On June 22, Gov. Wolf signed a budget that included a $25 million expansion of Pennsylvania’s Educational Improvement Tax Credit (EITC) program. This will allow up to 15,000 additional students to receive scholarships. While helpful, the recent expansion falls far short of the demand for scholarships. 52,857 student tax credit scholarship applications were denied last year—52 percent of all applications. Proposed legislation in the House and Senate would resolve this problem by annually increasing tax credit caps by 25 percent if 90 percent of available credits are used.
Summary of Pennsylvania’s Tax Credit Programs
Each child deserves an education that fits their unique needs. For hundreds of thousands of low to moderate-income Pennsylvania students, tax credit scholarships have offered an educational lifeline. But arbitrary tax credit caps on these immensely popular programs limit the supply.
- A $10 million increase in 2017-18 brought EITC K-12 credits to $85 million.

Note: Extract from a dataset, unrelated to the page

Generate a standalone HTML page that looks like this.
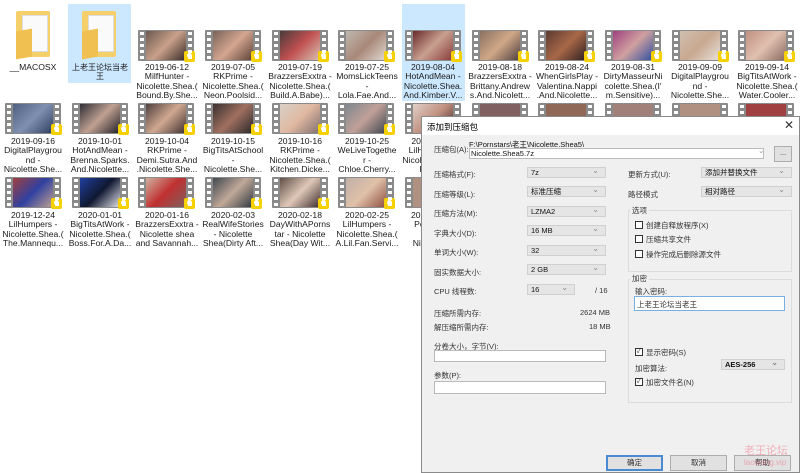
<!DOCTYPE html>
<html><head><meta charset="utf-8"><style>
*{margin:0;padding:0;box-sizing:border-box}
body{width:800px;height:473px;overflow:hidden;background:#fff;position:relative;font-family:"Liberation Sans","Noto Sans CJK SC",sans-serif}
.it{position:absolute;width:66px;text-align:center;font-size:8.6px;line-height:9.3px;color:#1a1a1a;white-space:nowrap;overflow:hidden}
.th{position:absolute;width:56px;height:31px;background:#8a8a8a;border-radius:1px}
.th i{position:absolute;left:8px;right:8px;top:1px;bottom:1px}
.th:before,.th:after{content:"";position:absolute;top:2px;bottom:2px;width:4px;left:2px;background:repeating-linear-gradient(#fff 0 3px,transparent 3px 6px)}
.th:after{left:auto;right:2px}
.th b{position:absolute;right:-1px;bottom:-1px;width:11px;height:11px;background:#f6d000;border-radius:2px}
.th b:after{content:"";position:absolute;left:3px;top:2px;width:5px;height:5px;border-radius:50%;background:#fff}
.sel{position:absolute;background:#cce8ff}
.dlg{position:absolute;left:421px;top:116px;width:379px;height:357px;background:#f0f0f0;border:1px solid #8a8a8a;z-index:5;font-size:7.5px;color:#333}
.dlg div{position:absolute}
.tb{left:0;top:0;width:100%;height:18px;background:#fff}
.cb{height:11px;background:#e5e5e5;border:1px solid #d0d0d0;font-size:7.5px;padding-left:3px;line-height:9px;color:#111}
.cb:after{content:"⌄";position:absolute;right:6px;top:-2px;color:#888;font-size:8px}
.inp{background:#fff;border:1px solid #bbb}
.chk{width:8px;height:8px;border:1px solid #333;background:#fff}
.grp{border:1px solid #dcdcdc}
.btn{height:16px;width:57px;background:#e1e1e1;border:1px solid #adadad;text-align:center;line-height:14px}
</style></head><body>
<div class="sel" style="left:68px;top:4px;width:63px;height:79px"></div>
<div class="sel" style="left:402px;top:4px;width:63px;height:97px"></div>
<!-- folders -->
<div style="position:absolute;left:16px;top:11px;width:34px;height:46px;background:#f5cf6a;border-radius:2px"></div>
<div style="position:absolute;left:22px;top:15px;width:26px;height:37px;background:#fafafa;border:1px solid #ddd"></div>
<div style="position:absolute;left:16px;top:30px;width:16px;height:28px;background:#f0c050;transform:skewY(-10deg)"></div>
<div style="position:absolute;left:82px;top:11px;width:34px;height:46px;background:#f5cf6a;border-radius:2px"></div>
<div style="position:absolute;left:88px;top:15px;width:26px;height:37px;background:#fafafa;border:1px solid #ddd"></div>
<div style="position:absolute;left:82px;top:30px;width:16px;height:28px;background:#f0c050;transform:skewY(-10deg)"></div>
<div class="it" style="left:0;top:63px">__MACOSX</div>
<div class="it" style="left:67px;top:63px;font-size:8px">上老王论坛当老<br>王</div>

<!-- row1 thumbs -->
<div class="th" style="left:138px;top:30px"><i style="background:linear-gradient(135deg,#6b5a50,#c9a08a,#3a2c28)"></i><b></b></div>
<div class="th" style="left:205px;top:30px"><i style="background:linear-gradient(135deg,#7a6258,#d3a690,#5c4036)"></i><b></b></div>
<div class="th" style="left:272px;top:30px"><i style="background:linear-gradient(135deg,#4a3a3a,#c05050,#d8c0b0)"></i><b></b></div>
<div class="th" style="left:338px;top:30px"><i style="background:linear-gradient(135deg,#c0b8b0,#a88878,#e0d8d0)"></i><b></b></div>
<div class="th" style="left:405px;top:30px"><i style="background:linear-gradient(135deg,#6a2a2a,#c8a090,#8a3a3a)"></i><b></b></div>
<div class="th" style="left:472px;top:30px"><i style="background:linear-gradient(135deg,#8a7060,#d0a888,#504040)"></i><b></b></div>
<div class="th" style="left:538px;top:30px"><i style="background:linear-gradient(135deg,#5a3a30,#a86848,#302020)"></i><b></b></div>
<div class="th" style="left:605px;top:30px"><i style="background:linear-gradient(135deg,#a04080,#d0a0a0,#3050a0)"></i><b></b></div>
<div class="th" style="left:672px;top:30px"><i style="background:linear-gradient(135deg,#d0c0b0,#c8a890,#e8e0d8)"></i><b></b></div>
<div class="th" style="left:738px;top:30px"><i style="background:linear-gradient(135deg,#c09080,#e0c0b0,#8a6a60)"></i><b></b></div>
<div class="it" style="left:134px;top:63px">2019-06-12<br>MilfHunter -<br>Nicolette.Shea.(<br>Bound.By.She...</div>
<div class="it" style="left:200px;top:63px">2019-07-05<br>RKPrime -<br>Nicolette.Shea.(<br>Neon.Poolsid...</div>
<div class="it" style="left:267px;top:63px">2019-07-19<br>BrazzersExxtra -<br>Nicolette.Shea.(<br>Build.A.Babe)...</div>
<div class="it" style="left:334px;top:63px">2019-07-25<br>MomsLickTeens<br>-<br>Lola.Fae.And...</div>
<div class="it" style="left:400px;top:63px">2019-08-04<br>HotAndMean -<br>Nicolette.Shea.<br>And.Kimber.V...</div>
<div class="it" style="left:467px;top:63px">2019-08-18<br>BrazzersExxtra -<br>Brittany.Andrew<br>s.And.Nicolett...</div>
<div class="it" style="left:534px;top:63px">2019-08-24<br>WhenGirlsPlay -<br>Valentina.Nappi<br>.And.Nicolette...</div>
<div class="it" style="left:600px;top:63px">2019-08-31<br>DirtyMasseurNi<br>colette.Shea.(I'<br>m.Sensitive)...</div>
<div class="it" style="left:667px;top:63px">2019-09-09<br>DigitalPlaygrou<br>nd -<br>Nicolette.She...</div>
<div class="it" style="left:734px;top:63px">2019-09-14<br>BigTitsAtWork -<br>Nicolette.Shea.(<br>Water.Cooler...</div>

<!-- row2 -->
<div class="th" style="left:5px;top:103px"><i style="background:linear-gradient(135deg,#506080,#8090b0,#304060)"></i><b></b></div>
<div class="th" style="left:72px;top:103px"><i style="background:linear-gradient(135deg,#303038,#c0a090,#202028)"></i><b></b></div>
<div class="th" style="left:138px;top:103px"><i style="background:linear-gradient(135deg,#504040,#d0a890,#403030)"></i><b></b></div>
<div class="th" style="left:205px;top:103px"><i style="background:linear-gradient(135deg,#3a3030,#a07060,#2a2a2a)"></i><b></b></div>
<div class="th" style="left:272px;top:103px"><i style="background:linear-gradient(135deg,#d8d0c8,#e0b8a0,#807070)"></i><b></b></div>
<div class="th" style="left:338px;top:103px"><i style="background:linear-gradient(135deg,#808890,#c0a098,#404850)"></i><b></b></div>
<div class="th" style="left:405px;top:103px"><i style="background:linear-gradient(135deg,#e0d0c8,#c09080,#402020)"></i><b></b></div>
<div class="th" style="left:472px;top:103px"><i style="background:#806060"></i></div>
<div class="th" style="left:538px;top:103px"><i style="background:#906858"></i></div>
<div class="th" style="left:605px;top:103px"><i style="background:#a08078"></i></div>
<div class="th" style="left:672px;top:103px"><i style="background:#b09080"></i></div>
<div class="th" style="left:738px;top:103px"><i style="background:#a04040"></i></div>
<div class="it" style="left:0;top:137px">2019-09-16<br>DigitalPlaygrou<br>nd -<br>Nicolette.She...</div>
<div class="it" style="left:67px;top:137px">2019-10-01<br>HotAndMean -<br>Brenna.Sparks.<br>And.Nicolette...</div>
<div class="it" style="left:134px;top:137px">2019-10-04<br>RKPrime -<br>Demi.Sutra.And<br>.Nicolette.She...</div>
<div class="it" style="left:200px;top:137px">2019-10-15<br>BigTitsAtSchool<br>-<br>Nicolette.She...</div>
<div class="it" style="left:267px;top:137px">2019-10-16<br>RKPrime -<br>Nicolette.Shea.(<br>Kitchen.Dicke...</div>
<div class="it" style="left:334px;top:137px">2019-10-25<br>WeLiveTogethe<br>r -<br>Chloe.Cherry...</div>
<div class="it" style="left:400px;top:137px">2019-11-01<br>LilHumpers -<br>Nicolette.Shea.(<br>Front...</div>

<!-- row3 -->
<div class="th" style="left:5px;top:177px"><i style="background:linear-gradient(135deg,#a04040,#3040a0,#c0a090)"></i><b></b></div>
<div class="th" style="left:72px;top:177px"><i style="background:linear-gradient(135deg,#2040a0,#101830,#e0e0e8)"></i><b></b></div>
<div class="th" style="left:138px;top:177px"><i style="background:linear-gradient(135deg,#d0b0a0,#c03030,#806060)"></i><b></b></div>
<div class="th" style="left:205px;top:177px"><i style="background:linear-gradient(135deg,#404850,#c0a898,#303840)"></i><b></b></div>
<div class="th" style="left:272px;top:177px"><i style="background:linear-gradient(135deg,#605048,#e0c8b8,#403030)"></i><b></b></div>
<div class="th" style="left:338px;top:177px"><i style="background:linear-gradient(135deg,#c0b0a8,#e0c0a8,#905040)"></i><b></b></div>
<div class="th" style="left:405px;top:177px"><i style="background:#b09080"></i></div>
<div class="it" style="left:0;top:211px">2019-12-24<br>LilHumpers -<br>Nicolette.Shea.(<br>The.Mannequ...</div>
<div class="it" style="left:67px;top:211px">2020-01-01<br>BigTitsAtWork -<br>Nicolette.Shea.(<br>Boss.For.A.Da...</div>
<div class="it" style="left:134px;top:211px">2020-01-16<br>BrazzersExxtra -<br>Nicolette shea<br>and Savannah...</div>
<div class="it" style="left:200px;top:211px">2020-02-03<br>RealWifeStories<br>- Nicolette<br>Shea(Dirty Aft...</div>
<div class="it" style="left:267px;top:211px">2020-02-18<br>DayWithAPorns<br>tar - Nicolette<br>Shea(Day Wit...</div>
<div class="it" style="left:334px;top:211px">2020-02-25<br>LilHumpers -<br>Nicolette.Shea.(<br>A.Lil.Fan.Servi...</div>
<div class="it" style="left:400px;top:211px">2020-03-01<br>Pornstar -<br><br>Nicolette...</div>

<div class="dlg">
 <div class="tb"></div>
 <div style="left:5px;top:4px;font-size:8.5px;color:#000">添加到压缩包</div>
 <div style="left:362px;top:1px;font-size:12px;color:#333">✕</div>
 <div style="left:12px;top:27px">压缩包(A):</div>
 <div style="left:47px;top:22px;color:#111">F:\Pornstars\老王\Nicolette.Shea5\</div>
 <div class="inp" style="left:47px;top:31px;width:295px;height:11px;padding-left:1px;line-height:9px;color:#111">Nicolette.Shea5.7z</div>
 <div style="left:336px;top:29px;color:#999">⌄</div>
 <div class="btn" style="left:352px;top:29px;width:18px;height:16px;line-height:12px">...</div>

 <div style="left:12px;top:52px">压缩格式(F):</div>
 <div class="cb" style="left:105px;top:50px;width:79px">7z</div>
 <div style="left:12px;top:72px">压缩等级(L):</div>
 <div class="cb" style="left:105px;top:69px;width:79px">标准压缩</div>
 <div style="left:12px;top:91px">压缩方法(M):</div>
 <div class="cb" style="left:105px;top:89px;width:79px">LZMA2</div>
 <div style="left:12px;top:111px">字典大小(D):</div>
 <div class="cb" style="left:105px;top:108px;width:79px">16 MB</div>
 <div style="left:12px;top:130px">单词大小(W):</div>
 <div class="cb" style="left:105px;top:128px;width:79px">32</div>
 <div style="left:12px;top:150px">固实数据大小:</div>
 <div class="cb" style="left:105px;top:147px;width:79px">2 GB</div>
 <div style="left:12px;top:169px">CPU 线程数:</div>
 <div class="cb" style="left:105px;top:167px;width:48px">16</div>
 <div style="left:173px;top:169px">/ 16</div>
 <div style="left:12px;top:191px">压缩所需内存:</div>
 <div style="left:158px;top:191px">2624 MB</div>
 <div style="left:12px;top:205px">解压缩所需内存:</div>
 <div style="left:167px;top:205px">18 MB</div>
 <div style="left:12px;top:224px">分卷大小，字节(V):</div>
 <div class="inp" style="left:12px;top:233px;width:172px;height:12px"></div>
 <div style="left:12px;top:253px">参数(P):</div>
 <div class="inp" style="left:12px;top:264px;width:172px;height:13px"></div>

 <div style="left:206px;top:52px">更新方式(U):</div>
 <div class="cb" style="left:279px;top:50px;width:91px">添加并替换文件</div>
 <div style="left:206px;top:72px">路径模式</div>
 <div class="cb" style="left:279px;top:69px;width:91px">相对路径</div>
 <div class="grp" style="left:206px;top:93px;width:164px;height:62px"></div>
 <div style="left:208px;top:88px;background:#f0f0f0;padding:0 2px">选项</div>
 <div class="chk" style="left:213px;top:104px"></div><div style="left:224px;top:103px">创建自释放程序(X)</div>
 <div class="chk" style="left:213px;top:118px"></div><div style="left:224px;top:117px">压缩共享文件</div>
 <div class="chk" style="left:213px;top:133px"></div><div style="left:224px;top:132px">操作完成后删除源文件</div>
 <div class="grp" style="left:206px;top:162px;width:164px;height:124px"></div>
 <div style="left:208px;top:156px;background:#f0f0f0;padding:0 2px">加密</div>
 <div style="left:213px;top:169px">输入密码:</div>
 <div class="inp" style="left:212px;top:179px;width:151px;height:15px;border-color:#7ab0e0;padding:2px 2px;color:#333">上老王论坛当老王</div>
 <div class="chk" style="left:213px;top:231px;font-size:7px;line-height:6px;text-align:center">✓</div><div style="left:224px;top:230px">显示密码(S)</div>
 <div style="left:213px;top:246px">加密算法:</div>
 <div class="cb" style="left:299px;top:242px;width:64px;font-weight:bold">AES-256</div>
 <div class="chk" style="left:213px;top:261px;font-size:7px;line-height:6px;text-align:center">✓</div><div style="left:224px;top:260px">加密文件名(N)</div>

 <div class="btn" style="left:184px;top:338px;border-color:#4a8ad0;border-width:1px;box-shadow:inset 0 0 0 1px #4a8ad0">确定</div>
 <div class="btn" style="left:248px;top:338px">取消</div>
 <div class="btn" style="left:312px;top:338px">帮助</div>
 <div style="left:322px;top:329px;color:rgba(240,110,130,.5);font-size:11px;line-height:11px">老王论坛<br><span style="font-size:8px">laowang.vip</span></div>
</div>
</body></html>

- The 2018-19 state budget includes a $25 million increase for EITC K-12 scholarships, matching the second largest increase in the EITC program’s history. This will serve up to another 15,000 students.
- In total the EITC and Opportunity Scholarship Tax Credit (OSTC) programs now provide $210 million in tax credits.
Nearly 53,000 Student Tax Credit Scholarships Denied in 2016-17
State records show that 52,857, or 52 percent of all student scholarship applications, were rejected in (FY) 2016-17.
Scholarship organizations distribute scholarships in 65 of 67 PA counties.*
Graphic: Scholarships Awarded by County
Automatic Escalator: How to End Waiting Lists
Like Pennsylvania, Florida enacted tax credit scholarships in 2001. The two states followed similar paths until 2011, when Florida adopted an automatic escalator that increases the tax credit cap by 25 percent when at least 90 percent of available credits are used the previous year. Florida now awards twice as many student scholarships as Pennsylvania and their average scholarship amount is significantly higher. This year’s $25 million EITC increase is likely to resolve just one-fourth to one-third of the surplus demand.
Graphic: Automatic Escalator Impact
- If the EITC cap increases by $25 million each year, the EITC would not reach Florida’s current (2018) level of funding until 2041.
- If the program cap increases by 10 percent each year, the EITC would not reach Florida’s current (2018) level of funding until 2035.
- An automatic escalator, as proposed in SB 1204 and HB 2530 could match Florida’s current (2018) level of funding by 2026.
Program caps are trapping tens of thousands of students in schools that don’t meet their unique needs. The best way to ensure no more students get left behind is to promote automatic escalator legislation.
*Editor's note: An earlier version stated that 59 counties have scholarship organizations.